Mandela Receives Honor from U.S. South African, Clinton Trade Warm Praise
Bonabesse, Gaedig, The Washington Times (Washington, DC)
Retiring South African President Nelson Mandela bid farewell to the United States yesterday after longtime friend President Clinton awarded him the country's highest civilian honor. Greeted in the Capitol's rotunda as "one of the greatest messengers of freedom in our age," Mr. Mandela was presented with the Congressional Gold Medal for heading South Africa's transition from apartheid to democracy. Mr. Mandela was elected in 1994 to lead South Africa's first black majority government.
Mr.
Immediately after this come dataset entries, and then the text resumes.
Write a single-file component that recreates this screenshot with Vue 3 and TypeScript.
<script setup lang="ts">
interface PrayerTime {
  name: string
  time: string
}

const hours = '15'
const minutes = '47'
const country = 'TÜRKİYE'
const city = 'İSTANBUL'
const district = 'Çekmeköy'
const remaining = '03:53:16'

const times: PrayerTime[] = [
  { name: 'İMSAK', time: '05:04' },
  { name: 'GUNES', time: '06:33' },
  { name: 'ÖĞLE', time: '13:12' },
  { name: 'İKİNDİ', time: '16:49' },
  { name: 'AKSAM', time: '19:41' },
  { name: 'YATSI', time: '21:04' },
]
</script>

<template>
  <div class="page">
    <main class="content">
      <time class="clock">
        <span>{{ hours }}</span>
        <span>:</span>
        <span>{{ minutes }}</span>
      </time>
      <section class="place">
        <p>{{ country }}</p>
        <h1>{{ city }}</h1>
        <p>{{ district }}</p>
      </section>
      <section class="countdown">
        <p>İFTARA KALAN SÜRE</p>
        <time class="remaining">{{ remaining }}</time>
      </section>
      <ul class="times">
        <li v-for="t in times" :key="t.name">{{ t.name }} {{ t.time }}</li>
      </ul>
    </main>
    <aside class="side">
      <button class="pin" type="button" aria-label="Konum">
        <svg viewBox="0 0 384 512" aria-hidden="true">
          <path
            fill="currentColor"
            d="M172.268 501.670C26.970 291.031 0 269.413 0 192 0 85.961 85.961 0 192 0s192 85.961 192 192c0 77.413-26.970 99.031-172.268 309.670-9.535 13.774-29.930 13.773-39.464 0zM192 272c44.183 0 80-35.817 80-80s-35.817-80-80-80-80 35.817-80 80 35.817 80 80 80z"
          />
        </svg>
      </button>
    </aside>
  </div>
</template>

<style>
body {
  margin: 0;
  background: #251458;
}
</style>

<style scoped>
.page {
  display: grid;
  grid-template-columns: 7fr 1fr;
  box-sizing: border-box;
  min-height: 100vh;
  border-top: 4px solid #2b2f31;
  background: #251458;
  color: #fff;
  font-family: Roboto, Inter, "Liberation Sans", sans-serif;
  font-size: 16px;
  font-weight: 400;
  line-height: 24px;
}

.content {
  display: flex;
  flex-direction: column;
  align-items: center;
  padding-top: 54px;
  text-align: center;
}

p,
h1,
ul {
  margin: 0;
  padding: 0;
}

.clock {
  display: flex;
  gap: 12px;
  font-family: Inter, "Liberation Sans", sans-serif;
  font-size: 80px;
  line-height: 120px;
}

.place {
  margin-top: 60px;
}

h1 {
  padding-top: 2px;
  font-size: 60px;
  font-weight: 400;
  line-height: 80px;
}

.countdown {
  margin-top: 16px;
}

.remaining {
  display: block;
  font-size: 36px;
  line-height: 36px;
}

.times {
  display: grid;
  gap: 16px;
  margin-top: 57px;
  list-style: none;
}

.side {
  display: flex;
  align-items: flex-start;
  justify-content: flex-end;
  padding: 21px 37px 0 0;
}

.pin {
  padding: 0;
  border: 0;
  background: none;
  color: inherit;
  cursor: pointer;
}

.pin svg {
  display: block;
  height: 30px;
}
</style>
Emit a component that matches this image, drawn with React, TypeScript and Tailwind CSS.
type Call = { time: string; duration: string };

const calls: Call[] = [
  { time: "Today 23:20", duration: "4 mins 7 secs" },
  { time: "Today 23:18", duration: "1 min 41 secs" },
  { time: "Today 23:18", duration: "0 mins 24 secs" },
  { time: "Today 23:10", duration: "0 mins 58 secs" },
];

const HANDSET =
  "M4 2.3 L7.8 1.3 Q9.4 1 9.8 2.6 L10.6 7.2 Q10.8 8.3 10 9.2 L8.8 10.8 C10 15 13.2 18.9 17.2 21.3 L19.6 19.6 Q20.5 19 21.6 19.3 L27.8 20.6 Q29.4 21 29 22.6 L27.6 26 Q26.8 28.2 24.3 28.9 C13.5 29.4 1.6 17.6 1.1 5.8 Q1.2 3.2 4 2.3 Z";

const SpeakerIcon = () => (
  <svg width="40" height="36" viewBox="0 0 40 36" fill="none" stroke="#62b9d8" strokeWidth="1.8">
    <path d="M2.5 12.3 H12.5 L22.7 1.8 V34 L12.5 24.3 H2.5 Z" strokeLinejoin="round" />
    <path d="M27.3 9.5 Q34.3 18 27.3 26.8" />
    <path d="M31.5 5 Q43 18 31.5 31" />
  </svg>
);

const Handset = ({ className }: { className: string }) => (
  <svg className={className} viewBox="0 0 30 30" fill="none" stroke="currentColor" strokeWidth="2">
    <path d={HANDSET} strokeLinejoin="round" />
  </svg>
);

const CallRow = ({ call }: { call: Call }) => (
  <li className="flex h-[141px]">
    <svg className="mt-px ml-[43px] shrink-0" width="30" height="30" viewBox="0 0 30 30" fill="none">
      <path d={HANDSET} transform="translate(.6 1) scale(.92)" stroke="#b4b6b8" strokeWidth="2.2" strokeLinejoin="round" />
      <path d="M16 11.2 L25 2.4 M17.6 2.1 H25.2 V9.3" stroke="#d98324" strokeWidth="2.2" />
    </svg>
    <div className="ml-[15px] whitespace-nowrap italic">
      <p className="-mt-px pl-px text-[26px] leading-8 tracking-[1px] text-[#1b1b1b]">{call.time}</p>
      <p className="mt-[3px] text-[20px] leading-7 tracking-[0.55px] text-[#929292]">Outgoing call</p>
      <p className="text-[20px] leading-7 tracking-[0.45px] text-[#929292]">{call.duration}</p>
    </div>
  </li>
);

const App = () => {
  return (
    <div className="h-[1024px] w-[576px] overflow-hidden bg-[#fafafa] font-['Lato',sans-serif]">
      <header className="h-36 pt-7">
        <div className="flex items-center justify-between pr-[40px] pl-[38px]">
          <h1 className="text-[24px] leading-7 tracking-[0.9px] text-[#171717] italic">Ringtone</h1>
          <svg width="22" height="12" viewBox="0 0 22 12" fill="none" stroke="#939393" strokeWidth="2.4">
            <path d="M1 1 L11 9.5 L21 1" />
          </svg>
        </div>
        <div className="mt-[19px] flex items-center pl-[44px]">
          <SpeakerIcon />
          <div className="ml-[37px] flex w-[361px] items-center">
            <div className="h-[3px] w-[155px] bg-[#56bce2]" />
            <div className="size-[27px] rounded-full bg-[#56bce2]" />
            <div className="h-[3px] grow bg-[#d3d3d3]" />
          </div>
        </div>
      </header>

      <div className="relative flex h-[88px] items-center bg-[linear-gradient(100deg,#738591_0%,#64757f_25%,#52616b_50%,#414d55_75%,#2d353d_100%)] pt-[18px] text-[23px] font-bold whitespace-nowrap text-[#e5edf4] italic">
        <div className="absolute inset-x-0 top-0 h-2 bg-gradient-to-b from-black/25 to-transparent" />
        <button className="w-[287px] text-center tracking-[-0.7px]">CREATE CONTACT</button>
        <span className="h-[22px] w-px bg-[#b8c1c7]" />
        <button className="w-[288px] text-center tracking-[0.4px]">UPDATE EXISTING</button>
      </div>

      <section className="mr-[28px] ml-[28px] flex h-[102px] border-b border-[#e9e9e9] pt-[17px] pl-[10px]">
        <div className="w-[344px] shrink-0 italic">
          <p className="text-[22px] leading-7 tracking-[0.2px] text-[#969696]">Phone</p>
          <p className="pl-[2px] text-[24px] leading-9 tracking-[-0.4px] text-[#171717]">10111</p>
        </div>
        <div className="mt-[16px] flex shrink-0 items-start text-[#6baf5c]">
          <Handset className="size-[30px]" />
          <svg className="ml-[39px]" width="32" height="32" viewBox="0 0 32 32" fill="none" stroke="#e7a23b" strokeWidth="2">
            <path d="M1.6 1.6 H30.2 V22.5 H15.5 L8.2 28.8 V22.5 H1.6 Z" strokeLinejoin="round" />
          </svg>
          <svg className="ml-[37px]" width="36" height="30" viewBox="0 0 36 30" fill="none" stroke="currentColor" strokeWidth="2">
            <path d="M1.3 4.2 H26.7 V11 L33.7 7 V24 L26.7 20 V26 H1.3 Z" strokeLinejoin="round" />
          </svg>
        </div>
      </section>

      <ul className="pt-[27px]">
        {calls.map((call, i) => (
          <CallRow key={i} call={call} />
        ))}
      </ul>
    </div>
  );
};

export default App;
Mandela, 80, is the first African to receive the medal, which has been given to such personalities as Mother Teresa and Frank Sinatra.
"Americans as one today, across all the lines that divide us, pay tribute to your struggle, to your achievement and to the inspiration you have given us to do better," Mr. Clinton said before members of Congress and leaders of the black community, in which both leaders enjoy strong support.
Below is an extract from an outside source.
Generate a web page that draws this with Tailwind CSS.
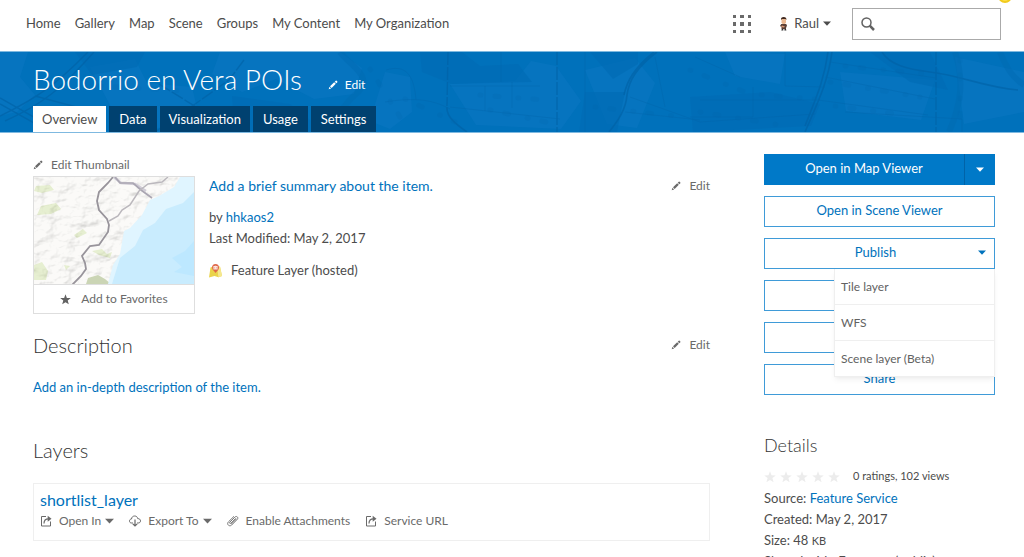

Mr. Clinton, who received unconditional personal support from Mr. Mandela in New York on Tuesday, said, "The only gift that is true recompense is to continue his mission and to live by the power of his profound and wonderful example."
Speeches of praise mingled with standing ovations and discreet allusions to the Monica Lewinsky scandal.
"Politics in a free society is a very rough-and-tumble business, involving at times great personal pain," said House Speaker Newt Gingrich, who attended the ceremony.
"But when you contemplate 27 years in prison, when you imagine walking out of that isolation with your heart larger and not smaller - President Mandela, you give every person on the planet a personal witness to how valuable freedom must be, to be worthy of such a life," the speaker said. …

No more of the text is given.